Lender GE Capital is no longer “too big to fail.”

The U.S. government on Wednesday removed its “systemically important” designation, a label born of the financial crisis given to institutions with the potential to wreck the economy in the event of distress.

The Financial Stability Oversight Council, made up of all the heads of the major regulatory agencies, voted unanimously to remove the label it put on the General Electric (GE) unit in 2013, according to the U.S. Treasury. One member was recused.

“The council will remove a designation when that company no longer poses risks to U.S. financial stability,” Treasury Secretary Jack Lew said in a statement. “When it identifies a company that could threaten financial stability, it acts; when those risks change, the council also acts.”

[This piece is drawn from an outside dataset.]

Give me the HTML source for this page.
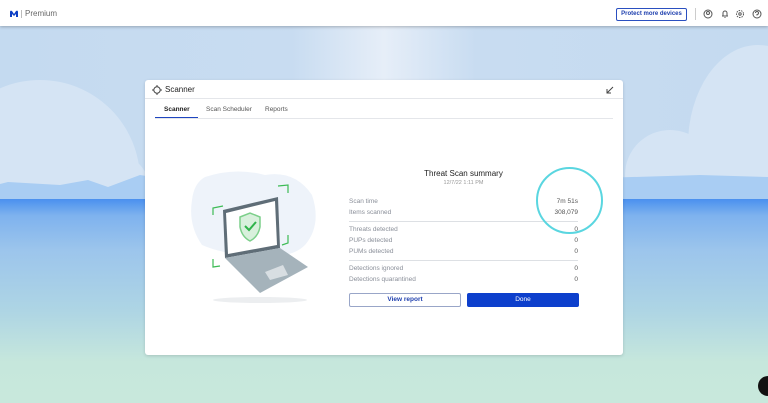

A designation can trigger stricter oversight and requirements to hold more capital.

In March GE Capital, formally asked the U.S. government to remove the “too big to fail” label, saying it had shrunk to the point where it would not pose a major threat to the nation’s financial stability if it experienced distress. Lifting the designation is expected to allow GE Capital to free up cash from its balance sheet and allow parent company GE to deploy it for other uses, particularly share buybacks.

Since the Dodd-Frank Wall Street reform law was passed in 2010, regulators have designated only four non-banks as systemically important. GE Capital was the first to apply to have the designation removed. A federal judge has ruled the label does not apply to life insurer MetLife, a decision the U.S. government recently appealed.

Insurers American International Group (AIG) and Prudential Financial (PRU) are also deemed systemically important. AIG nearly collapsed during the 2007-09 financial crisis and received a federal bailout of $182 billion.

The council annually reviews designations, and can also add other institutions to the list.

It decided to designate GE Capital because of its “reliance on short-term wholesale funding and its leading position in a number of funding markets,” Lew said.

“Since then, GE Capital has made fundamental strategic changes that have resulted in a company that is significantly smaller and safer, with more stable funding,” he added.

GE in April 2015 said it would sell off some $200 billion in GE Capital financing assets and hang onto businesses that overlapped with its industrial manufacturing focus in aviation, energy and healthcare.